This is a personal project focused on exploring various models for creating a Music Recommendation System.
Recommendation systems aim to suggest items to users based on their preferences and behaviour. The project explores diverse recommendation techniques, each with its unique approach to predicting user preferences. The primary goal is to understand and implement different recommendation techniques and evaluate their performance. The effectiveness of these models is evaluated using various metrics to determine the best approach for providing accurate recommendations.
You can view the detailed Notebook for this project here. The models explored in this project include:
This model provides a baseline using overall popularity metrics to recommend popular items.
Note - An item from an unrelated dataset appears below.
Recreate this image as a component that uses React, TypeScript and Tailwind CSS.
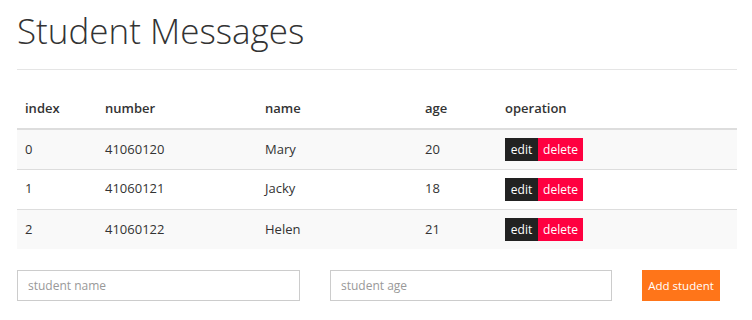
const students = [
  { index: 0, number: "41060120", name: "Mary", age: 20 },
  { index: 1, number: "41060121", name: "Jacky", age: 18 },
  { index: 2, number: "41060122", name: "Helen", age: 21 },
];

export default function App() {
  return (
    <div className="w-[752px] h-[320px] bg-white text-[#333] font-['Open_Sans',sans-serif] overflow-hidden">
      <div className="w-[720px] ml-[17px]">
        <h1 className="pt-[11px] h-[70px] text-[35px] font-light leading-[40px] border-b border-[#e5e5e5]">
          Student Messages
        </h1>

        <table className="mt-[19px] w-[720px] table-fixed border-collapse text-[13px]">
          <colgroup>
            <col className="w-[80px]" />
            <col className="w-[160px]" />
            <col className="w-[160px]" />
            <col className="w-[80px]" />
            <col />
          </colgroup>
          <thead>
            <tr className="h-[40px] border-b-2 border-[#ddd]">
              <th className="pl-2 text-left font-semibold">index</th>
              <th className="pl-2 text-left font-semibold">number</th>
              <th className="pl-2 text-left font-semibold">name</th>
              <th className="pl-2 text-left font-semibold">age</th>
              <th className="pl-2 text-left font-semibold">operation</th>
            </tr>
          </thead>
          <tbody>
            {students.map((s, i) => (
              <tr
                key={s.index}
                className={`h-[40px] ${i % 2 === 0 ? "bg-[#f9f9f9]" : "bg-white"} ${
                  i < students.length - 1 ? "border-b border-[#ddd]" : ""
                }`}
              >
                <td className="pl-2">{s.index}</td>
                <td className="pl-2">{s.number}</td>
                <td className="pl-2">{s.name}</td>
                <td className="pl-2">{s.age}</td>
                <td className="pl-2">
                  <div className="flex text-[12px] text-white leading-[23px]">
                    <button className="w-[33px] h-[23px] bg-[#222]">edit</button>
                    <button className="w-[45px] h-[23px] bg-[#ff0040]">delete</button>
                  </div>
                </td>
              </tr>
            ))}
          </tbody>
        </table>

        <div className="mt-[21px] flex items-center">
          <input
            placeholder="student name"
            className="w-[283px] h-[31px] border border-[#ccc] px-[10px] text-[12px] placeholder:text-[#999] outline-none"
          />
          <input
            placeholder="student age"
            className="ml-[30px] w-[282px] h-[31px] border border-[#ccc] px-[10px] text-[12px] placeholder:text-[#999] outline-none"
          />
          <button className="ml-[30px] w-[78px] h-[31px] bg-[#ff7519] text-white text-[11.5px]">
            Add student
          </button>
        </div>
      </div>
    </div>
  );
}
It is not personalized; instead, it simply recommends to a user the most popular items that the user has not previously consumed.
This model identifies users with similar preferences and recommends items that those users have liked. The similarity between users is typically calculated using metrics such as cosine similarity or Pearson correlation.
This approach focuses on finding items that are similar to those a user has interacted with. It recommends items that are frequently liked together with the items the user likes.
Matrix factorization techniques, such as Singular Value Decomposition (SVD), decompose the user-item interaction matrix into latent factors. These latent factors are used to predict missing entries in the matrix, thus providing recommendations.
This model groups users into clusters based on their interaction history. Recommendations are made by suggesting items that are popular within the cluster to which the user belongs.
Content-based systems recommend items similar to those the user has liked in the past, based on item attributes. This model relies on the features of the items to find similarities.
The ensemble model combines the strengths of multiple recommendation techniques to provide more accurate and robust recommendations.